Performs a spherical linear interpolation between the given quaternions and stores the result in this quaternion.

### # .set (x : Float, y : Float, z : Float, w : Float) : this

Sets x, y, z, w properties of this quaternion.

### # .setFromAxisAngle (axis : Vector3, angle : Float) : this

Sets this quaternion from rotation specified by axis and angle.
Axis is assumed to be normalized, angle is in radians.

### # .setFromEuler (euler : Euler) : this

Sets this quaternion from the rotation specified by Euler angle.

### # .setFromRotationMatrix (m : Matrix4) : this

m - a Matrix4 of which the upper 3x3 of matrix is a pure rotation matrix (i.e. unscaled).
Sets this quaternion from rotation component of m.

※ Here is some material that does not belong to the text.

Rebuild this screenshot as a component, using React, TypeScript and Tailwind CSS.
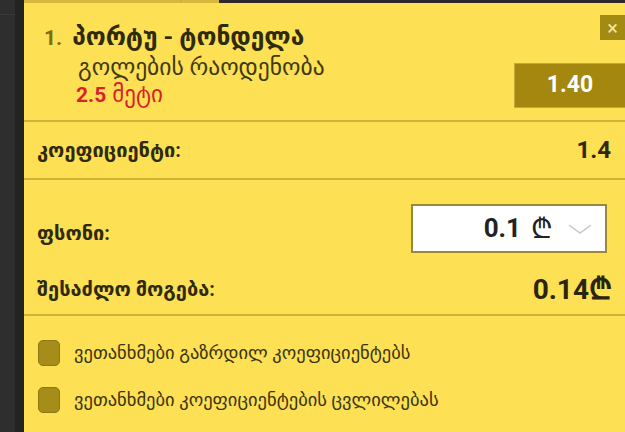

### # .setFromUnitVectors (vFrom : Vector3, vTo : Vector3) : this

Sets this quaternion to the rotation required to rotate direction vector vFrom to direction vector vTo.
vFrom and vTo are assumed to be normalized.

### # .toArray (array : Array, offset : Integer) : Array

array - An optional array to store the quaternion. If not specified, a new array will be created.
offset - (optional) if specified, the result will be copied into this Array.

Returns the numerical elements of this quaternion in an array of format [x, y, z, w].

### # .fromBufferAttribute (attribute : BufferAttribute, index : Integer) : this

attribute - the source attribute.
index - index in the attribute.

Sets x, y, z, w properties of this quaternion from the attribute.

## Static Methods

### # .slerpFlat (dst : Array, dstOffset : Integer, src0 : Array, srcOffset0 : Integer, src1 : Array, srcOffset1 : Integer, t : Float) : undefined

dst - The output array.
dstOffset - An offset into the output array.
src0 - The source array of the starting quaternion.
srcOffset0 - An offset into the array src0.
src1 - The source array of the target quatnerion.
srcOffset1 - An offset into the array src1.
t - Normalized interpolation factor (between 0 and 1).

Like the static slerp method above, but operates directly on flat arrays of numbers.